- **PROBLEM TO SOLVE**:
Exactly retype the lines of the material from its first line to the line with "startup, logon, running", including both.

- **DATA SHOWN**:

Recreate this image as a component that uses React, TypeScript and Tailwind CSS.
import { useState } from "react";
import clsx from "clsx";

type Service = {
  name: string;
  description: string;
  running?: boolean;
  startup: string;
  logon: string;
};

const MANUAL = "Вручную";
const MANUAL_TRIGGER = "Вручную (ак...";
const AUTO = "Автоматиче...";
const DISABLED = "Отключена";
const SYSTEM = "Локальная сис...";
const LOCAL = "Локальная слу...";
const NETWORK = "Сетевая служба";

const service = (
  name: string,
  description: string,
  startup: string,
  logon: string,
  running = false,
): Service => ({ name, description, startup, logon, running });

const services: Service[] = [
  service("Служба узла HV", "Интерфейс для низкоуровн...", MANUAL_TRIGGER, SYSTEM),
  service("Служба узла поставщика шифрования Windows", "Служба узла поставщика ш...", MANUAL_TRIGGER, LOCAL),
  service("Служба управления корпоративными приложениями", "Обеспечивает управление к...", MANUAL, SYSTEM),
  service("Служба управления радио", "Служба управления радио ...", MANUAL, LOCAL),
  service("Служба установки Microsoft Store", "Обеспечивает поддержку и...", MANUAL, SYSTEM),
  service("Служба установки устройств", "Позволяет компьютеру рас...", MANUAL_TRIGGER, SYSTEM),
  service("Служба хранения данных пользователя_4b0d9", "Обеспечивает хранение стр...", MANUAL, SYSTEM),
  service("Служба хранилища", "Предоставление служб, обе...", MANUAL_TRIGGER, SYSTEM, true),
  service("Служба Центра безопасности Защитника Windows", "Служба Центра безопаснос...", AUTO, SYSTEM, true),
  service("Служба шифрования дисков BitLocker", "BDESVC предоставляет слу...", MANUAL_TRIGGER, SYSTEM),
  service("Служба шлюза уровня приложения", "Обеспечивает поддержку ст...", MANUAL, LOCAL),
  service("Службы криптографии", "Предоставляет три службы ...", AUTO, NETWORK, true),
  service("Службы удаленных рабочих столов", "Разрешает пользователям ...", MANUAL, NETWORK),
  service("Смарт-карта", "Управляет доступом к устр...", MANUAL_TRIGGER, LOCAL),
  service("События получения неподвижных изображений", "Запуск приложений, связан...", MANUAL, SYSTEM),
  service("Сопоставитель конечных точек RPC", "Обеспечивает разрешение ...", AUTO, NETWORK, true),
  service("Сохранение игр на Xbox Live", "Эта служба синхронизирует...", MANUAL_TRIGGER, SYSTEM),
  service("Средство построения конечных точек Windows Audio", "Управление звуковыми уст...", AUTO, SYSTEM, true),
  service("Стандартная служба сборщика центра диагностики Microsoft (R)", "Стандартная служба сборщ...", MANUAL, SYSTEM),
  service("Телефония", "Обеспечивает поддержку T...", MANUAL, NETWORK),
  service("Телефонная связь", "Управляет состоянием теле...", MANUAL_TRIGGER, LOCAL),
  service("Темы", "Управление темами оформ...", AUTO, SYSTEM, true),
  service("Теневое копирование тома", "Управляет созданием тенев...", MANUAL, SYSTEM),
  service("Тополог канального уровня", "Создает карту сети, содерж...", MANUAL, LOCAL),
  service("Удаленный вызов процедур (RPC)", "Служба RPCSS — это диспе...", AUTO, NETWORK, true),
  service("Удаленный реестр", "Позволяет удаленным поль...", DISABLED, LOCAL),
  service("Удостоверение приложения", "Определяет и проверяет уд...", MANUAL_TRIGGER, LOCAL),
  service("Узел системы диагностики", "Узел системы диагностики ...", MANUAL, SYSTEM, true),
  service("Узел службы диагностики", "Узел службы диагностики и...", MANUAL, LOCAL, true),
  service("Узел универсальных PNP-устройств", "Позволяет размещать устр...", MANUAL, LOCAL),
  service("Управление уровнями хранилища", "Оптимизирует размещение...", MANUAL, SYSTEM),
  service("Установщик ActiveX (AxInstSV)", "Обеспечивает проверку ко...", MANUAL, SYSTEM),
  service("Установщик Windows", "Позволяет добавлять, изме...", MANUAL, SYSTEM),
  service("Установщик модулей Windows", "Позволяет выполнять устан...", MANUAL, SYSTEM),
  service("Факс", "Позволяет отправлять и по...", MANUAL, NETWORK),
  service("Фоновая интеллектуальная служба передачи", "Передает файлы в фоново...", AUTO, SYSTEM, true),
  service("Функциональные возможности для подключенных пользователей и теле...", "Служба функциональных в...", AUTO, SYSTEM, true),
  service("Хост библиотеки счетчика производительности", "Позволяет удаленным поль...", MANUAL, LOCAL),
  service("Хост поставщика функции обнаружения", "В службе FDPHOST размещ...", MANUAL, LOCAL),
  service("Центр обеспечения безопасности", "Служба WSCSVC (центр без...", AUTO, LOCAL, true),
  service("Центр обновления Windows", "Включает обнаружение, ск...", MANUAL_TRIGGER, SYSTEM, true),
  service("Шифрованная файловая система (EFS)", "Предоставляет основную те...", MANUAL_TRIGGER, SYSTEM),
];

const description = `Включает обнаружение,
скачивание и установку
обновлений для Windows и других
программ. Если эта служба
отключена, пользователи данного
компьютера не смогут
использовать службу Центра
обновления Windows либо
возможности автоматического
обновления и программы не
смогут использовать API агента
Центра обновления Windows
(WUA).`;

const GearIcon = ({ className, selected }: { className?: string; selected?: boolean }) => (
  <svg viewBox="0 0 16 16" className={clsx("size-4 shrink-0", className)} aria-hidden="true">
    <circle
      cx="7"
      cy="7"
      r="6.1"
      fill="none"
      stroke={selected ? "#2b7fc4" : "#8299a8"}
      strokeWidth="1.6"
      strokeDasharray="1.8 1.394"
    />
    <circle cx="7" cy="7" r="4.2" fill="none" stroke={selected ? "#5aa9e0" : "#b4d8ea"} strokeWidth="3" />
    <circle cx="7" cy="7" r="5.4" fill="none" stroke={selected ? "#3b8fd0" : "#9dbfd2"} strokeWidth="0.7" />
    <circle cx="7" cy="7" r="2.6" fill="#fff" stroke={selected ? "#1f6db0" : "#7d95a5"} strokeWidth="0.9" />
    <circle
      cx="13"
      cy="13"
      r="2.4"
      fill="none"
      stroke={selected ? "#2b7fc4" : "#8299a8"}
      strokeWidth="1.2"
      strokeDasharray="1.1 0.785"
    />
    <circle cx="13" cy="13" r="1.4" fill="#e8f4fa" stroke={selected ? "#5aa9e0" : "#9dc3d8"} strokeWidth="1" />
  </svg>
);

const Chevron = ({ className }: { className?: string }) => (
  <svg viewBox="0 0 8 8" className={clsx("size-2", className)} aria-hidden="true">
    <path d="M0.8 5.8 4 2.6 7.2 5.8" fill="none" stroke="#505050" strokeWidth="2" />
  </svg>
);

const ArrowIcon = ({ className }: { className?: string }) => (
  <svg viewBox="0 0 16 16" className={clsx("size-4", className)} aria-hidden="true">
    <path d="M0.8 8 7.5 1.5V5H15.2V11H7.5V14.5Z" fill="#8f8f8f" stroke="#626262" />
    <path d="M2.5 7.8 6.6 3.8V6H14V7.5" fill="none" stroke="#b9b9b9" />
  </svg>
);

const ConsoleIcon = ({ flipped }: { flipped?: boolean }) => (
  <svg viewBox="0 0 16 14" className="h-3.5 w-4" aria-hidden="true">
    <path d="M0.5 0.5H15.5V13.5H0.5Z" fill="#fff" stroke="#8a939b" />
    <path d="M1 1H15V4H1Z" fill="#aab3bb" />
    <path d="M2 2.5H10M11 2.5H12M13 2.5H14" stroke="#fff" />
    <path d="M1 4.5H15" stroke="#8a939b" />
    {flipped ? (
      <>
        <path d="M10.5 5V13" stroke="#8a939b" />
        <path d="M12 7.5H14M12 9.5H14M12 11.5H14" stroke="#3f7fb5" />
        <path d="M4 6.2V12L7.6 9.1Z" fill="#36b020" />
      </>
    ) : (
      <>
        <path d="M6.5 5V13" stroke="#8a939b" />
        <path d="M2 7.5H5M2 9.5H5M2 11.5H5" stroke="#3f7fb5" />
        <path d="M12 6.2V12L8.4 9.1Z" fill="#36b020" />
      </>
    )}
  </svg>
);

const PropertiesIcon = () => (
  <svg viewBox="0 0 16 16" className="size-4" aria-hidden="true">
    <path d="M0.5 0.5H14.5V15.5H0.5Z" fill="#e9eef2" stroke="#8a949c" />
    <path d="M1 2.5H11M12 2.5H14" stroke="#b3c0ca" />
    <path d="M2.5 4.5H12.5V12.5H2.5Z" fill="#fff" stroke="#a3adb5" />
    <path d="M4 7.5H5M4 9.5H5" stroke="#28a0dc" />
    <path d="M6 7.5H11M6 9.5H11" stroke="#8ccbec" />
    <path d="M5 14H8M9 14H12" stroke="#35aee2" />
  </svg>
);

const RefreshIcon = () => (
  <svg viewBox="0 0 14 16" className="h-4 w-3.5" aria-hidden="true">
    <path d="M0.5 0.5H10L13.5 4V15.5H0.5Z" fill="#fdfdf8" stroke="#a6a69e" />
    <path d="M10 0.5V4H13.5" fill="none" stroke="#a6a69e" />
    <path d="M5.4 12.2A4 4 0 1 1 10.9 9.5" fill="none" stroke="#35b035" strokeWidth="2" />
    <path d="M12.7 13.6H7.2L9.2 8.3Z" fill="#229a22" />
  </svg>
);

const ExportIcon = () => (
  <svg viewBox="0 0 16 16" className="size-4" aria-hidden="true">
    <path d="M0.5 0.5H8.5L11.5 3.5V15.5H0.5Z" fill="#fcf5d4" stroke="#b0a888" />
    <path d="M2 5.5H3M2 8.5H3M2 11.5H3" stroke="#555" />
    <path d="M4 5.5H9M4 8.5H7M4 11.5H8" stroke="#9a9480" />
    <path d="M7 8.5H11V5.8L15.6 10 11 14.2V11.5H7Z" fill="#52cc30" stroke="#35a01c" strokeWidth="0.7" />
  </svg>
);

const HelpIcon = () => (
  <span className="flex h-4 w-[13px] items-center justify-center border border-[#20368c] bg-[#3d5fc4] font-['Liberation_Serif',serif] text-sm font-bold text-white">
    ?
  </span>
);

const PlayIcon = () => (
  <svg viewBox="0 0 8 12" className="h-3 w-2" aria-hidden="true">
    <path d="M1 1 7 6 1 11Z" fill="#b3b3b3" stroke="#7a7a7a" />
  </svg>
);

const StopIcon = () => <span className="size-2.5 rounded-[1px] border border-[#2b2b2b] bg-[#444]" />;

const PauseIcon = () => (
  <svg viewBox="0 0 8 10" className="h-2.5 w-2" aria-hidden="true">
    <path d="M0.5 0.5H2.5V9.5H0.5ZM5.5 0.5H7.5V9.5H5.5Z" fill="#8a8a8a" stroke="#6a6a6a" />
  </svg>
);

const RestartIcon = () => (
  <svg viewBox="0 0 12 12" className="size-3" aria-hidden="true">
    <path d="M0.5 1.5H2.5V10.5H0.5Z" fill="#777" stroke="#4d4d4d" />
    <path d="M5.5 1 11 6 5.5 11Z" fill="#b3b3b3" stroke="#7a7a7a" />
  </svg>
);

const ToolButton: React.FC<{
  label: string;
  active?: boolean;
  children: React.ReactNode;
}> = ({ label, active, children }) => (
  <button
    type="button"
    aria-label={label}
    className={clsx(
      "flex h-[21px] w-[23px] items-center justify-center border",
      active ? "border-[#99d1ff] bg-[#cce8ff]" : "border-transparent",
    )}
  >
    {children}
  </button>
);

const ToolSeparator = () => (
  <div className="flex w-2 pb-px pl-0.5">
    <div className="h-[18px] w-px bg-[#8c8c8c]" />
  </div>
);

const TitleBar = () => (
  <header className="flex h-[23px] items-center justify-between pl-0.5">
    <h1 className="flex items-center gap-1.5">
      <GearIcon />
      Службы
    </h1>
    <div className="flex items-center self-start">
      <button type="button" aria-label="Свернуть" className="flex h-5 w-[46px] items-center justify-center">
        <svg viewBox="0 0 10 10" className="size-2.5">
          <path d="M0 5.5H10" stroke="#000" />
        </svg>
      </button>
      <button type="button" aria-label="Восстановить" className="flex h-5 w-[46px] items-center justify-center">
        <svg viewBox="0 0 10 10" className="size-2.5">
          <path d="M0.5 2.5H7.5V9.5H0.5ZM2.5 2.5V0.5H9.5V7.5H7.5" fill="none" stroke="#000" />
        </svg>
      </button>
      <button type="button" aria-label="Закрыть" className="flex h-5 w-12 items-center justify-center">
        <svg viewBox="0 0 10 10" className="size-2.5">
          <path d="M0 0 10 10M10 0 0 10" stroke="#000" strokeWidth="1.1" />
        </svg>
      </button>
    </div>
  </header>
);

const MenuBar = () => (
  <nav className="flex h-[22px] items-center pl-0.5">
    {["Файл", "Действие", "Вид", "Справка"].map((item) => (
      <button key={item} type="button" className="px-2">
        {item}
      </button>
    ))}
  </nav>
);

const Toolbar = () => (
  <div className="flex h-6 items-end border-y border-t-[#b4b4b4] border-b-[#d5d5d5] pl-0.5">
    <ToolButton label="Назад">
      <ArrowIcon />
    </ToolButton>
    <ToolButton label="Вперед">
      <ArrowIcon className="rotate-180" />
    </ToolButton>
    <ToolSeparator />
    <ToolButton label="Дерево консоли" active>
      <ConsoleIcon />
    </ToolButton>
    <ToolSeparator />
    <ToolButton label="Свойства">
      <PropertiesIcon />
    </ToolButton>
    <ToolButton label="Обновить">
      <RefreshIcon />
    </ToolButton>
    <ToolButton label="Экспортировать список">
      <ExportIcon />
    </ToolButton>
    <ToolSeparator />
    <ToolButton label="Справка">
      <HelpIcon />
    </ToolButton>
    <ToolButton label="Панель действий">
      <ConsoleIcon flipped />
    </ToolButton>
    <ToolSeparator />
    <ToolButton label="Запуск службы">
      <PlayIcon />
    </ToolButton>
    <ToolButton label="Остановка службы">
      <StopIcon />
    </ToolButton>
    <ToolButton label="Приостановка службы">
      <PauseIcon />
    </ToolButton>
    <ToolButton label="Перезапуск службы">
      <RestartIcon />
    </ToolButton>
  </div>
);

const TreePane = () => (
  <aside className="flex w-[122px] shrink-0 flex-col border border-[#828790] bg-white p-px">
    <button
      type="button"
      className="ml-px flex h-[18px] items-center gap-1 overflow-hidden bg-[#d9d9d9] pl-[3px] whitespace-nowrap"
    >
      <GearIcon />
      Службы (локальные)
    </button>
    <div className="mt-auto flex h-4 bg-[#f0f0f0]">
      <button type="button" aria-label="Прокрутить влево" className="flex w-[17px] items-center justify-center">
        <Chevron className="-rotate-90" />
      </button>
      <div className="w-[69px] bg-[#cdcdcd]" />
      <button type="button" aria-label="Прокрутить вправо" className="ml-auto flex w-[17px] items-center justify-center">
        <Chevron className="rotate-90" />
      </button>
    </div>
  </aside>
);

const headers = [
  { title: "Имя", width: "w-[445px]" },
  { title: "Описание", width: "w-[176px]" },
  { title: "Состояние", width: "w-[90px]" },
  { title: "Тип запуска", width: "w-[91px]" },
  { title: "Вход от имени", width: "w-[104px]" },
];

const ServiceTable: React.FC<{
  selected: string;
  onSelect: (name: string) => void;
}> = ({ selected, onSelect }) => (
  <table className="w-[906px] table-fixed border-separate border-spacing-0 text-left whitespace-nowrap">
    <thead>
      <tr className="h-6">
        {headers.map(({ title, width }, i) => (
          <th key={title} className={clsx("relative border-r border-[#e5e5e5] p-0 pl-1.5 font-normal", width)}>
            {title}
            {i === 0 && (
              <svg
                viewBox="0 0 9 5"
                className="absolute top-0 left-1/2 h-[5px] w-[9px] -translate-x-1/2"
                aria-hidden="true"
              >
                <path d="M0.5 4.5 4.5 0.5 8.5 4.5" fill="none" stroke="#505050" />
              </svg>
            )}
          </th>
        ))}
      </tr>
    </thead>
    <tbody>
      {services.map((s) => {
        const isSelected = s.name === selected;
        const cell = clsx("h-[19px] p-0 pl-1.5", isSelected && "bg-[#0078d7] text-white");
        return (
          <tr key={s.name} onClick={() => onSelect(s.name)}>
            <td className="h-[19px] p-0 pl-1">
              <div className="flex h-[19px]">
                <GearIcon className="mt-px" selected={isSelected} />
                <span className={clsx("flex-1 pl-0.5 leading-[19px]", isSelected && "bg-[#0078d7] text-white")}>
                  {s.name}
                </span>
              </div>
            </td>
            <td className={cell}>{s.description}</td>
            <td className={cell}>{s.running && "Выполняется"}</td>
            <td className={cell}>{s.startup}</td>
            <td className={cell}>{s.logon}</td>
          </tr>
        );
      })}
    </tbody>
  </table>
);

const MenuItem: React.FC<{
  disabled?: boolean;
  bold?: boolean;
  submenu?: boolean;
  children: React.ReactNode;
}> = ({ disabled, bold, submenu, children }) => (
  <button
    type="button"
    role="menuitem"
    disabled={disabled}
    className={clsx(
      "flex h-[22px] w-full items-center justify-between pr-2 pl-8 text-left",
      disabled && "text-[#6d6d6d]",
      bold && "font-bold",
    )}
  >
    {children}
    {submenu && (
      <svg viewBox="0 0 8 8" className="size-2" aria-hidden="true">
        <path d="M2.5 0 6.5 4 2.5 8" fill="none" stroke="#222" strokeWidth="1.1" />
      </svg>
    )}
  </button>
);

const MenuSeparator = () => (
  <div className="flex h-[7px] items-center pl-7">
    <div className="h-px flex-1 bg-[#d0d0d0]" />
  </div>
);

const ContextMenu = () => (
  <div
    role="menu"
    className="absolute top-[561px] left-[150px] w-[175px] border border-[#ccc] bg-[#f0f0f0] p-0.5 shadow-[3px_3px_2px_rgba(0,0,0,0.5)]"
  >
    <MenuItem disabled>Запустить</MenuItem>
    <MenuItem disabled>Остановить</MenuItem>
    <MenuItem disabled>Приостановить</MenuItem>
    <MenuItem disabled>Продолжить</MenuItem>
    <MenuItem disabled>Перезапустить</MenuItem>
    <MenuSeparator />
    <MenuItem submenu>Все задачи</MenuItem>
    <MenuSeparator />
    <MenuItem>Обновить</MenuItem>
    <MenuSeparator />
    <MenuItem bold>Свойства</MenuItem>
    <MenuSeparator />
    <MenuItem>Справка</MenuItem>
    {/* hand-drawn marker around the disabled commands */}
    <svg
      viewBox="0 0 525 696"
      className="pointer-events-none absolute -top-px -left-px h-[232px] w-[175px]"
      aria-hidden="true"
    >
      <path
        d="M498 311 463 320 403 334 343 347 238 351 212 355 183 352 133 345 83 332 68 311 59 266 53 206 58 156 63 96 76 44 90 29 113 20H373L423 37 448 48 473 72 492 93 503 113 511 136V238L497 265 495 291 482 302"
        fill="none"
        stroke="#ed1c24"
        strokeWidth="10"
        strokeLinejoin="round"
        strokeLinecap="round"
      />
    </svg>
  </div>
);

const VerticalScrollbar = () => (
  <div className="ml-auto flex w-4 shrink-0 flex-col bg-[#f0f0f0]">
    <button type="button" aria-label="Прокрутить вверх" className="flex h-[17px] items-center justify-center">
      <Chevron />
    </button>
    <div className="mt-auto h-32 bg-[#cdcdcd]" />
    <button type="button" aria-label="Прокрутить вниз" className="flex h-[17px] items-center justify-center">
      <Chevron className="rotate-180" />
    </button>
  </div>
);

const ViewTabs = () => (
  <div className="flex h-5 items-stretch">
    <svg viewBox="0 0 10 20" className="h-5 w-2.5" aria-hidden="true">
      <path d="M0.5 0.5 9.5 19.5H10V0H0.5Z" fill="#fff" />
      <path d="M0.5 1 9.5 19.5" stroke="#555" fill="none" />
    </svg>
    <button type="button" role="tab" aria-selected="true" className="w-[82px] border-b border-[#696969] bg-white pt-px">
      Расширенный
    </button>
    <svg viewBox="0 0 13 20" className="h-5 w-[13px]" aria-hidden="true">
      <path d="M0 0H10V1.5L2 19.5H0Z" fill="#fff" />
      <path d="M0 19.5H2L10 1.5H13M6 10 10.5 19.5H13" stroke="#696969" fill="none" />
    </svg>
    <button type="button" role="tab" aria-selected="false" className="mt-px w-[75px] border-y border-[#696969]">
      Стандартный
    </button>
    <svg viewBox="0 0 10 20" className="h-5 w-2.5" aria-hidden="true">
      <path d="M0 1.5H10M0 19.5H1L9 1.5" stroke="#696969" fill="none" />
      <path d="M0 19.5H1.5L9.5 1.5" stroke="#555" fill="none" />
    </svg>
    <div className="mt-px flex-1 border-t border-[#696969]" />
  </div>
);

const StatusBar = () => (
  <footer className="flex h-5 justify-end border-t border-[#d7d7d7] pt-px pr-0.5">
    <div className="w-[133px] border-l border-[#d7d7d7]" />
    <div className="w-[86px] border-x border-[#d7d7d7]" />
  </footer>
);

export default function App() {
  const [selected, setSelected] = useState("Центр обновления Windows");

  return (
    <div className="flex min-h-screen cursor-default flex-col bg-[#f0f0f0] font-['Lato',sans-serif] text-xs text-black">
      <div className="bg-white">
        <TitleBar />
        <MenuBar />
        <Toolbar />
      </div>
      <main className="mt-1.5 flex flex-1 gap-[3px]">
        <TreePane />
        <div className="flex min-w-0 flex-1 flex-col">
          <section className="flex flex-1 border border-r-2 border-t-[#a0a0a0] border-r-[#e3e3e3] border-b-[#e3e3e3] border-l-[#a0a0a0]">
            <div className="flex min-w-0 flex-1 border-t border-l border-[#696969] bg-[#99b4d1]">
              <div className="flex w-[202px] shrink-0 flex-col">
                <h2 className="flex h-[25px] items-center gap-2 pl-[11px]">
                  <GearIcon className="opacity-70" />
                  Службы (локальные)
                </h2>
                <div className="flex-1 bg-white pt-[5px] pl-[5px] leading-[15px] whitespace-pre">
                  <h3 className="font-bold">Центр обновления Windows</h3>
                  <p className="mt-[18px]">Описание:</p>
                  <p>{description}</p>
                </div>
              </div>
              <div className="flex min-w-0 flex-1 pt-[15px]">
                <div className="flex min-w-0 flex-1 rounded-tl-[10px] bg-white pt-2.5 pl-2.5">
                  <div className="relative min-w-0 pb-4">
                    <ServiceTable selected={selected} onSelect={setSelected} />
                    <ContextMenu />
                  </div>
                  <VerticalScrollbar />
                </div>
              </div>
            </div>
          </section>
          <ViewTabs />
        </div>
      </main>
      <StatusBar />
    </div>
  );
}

- **OUTPUT FOR THIS EXERCISE**:
Recreate this image as a component that uses React, TypeScript and Tailwind CSS.
import { useState } from "react";
import clsx from "clsx";

type Service = {
  name: string;
  description: string;
  running?: boolean;
  startup: string;
  logon: string;
};

const MANUAL = "Вручную";
const MANUAL_TRIGGER = "Вручную (ак...";
const AUTO = "Автоматиче...";
const DISABLED = "Отключена";
const SYSTEM = "Локальная сис...";
const LOCAL = "Локальная слу...";
const NETWORK = "Сетевая служба";

const service = (
  name: string,
  description: string,
  startup: string,
  logon: string,
  running = false,
): Service => ({ name, description, startup, logon, running });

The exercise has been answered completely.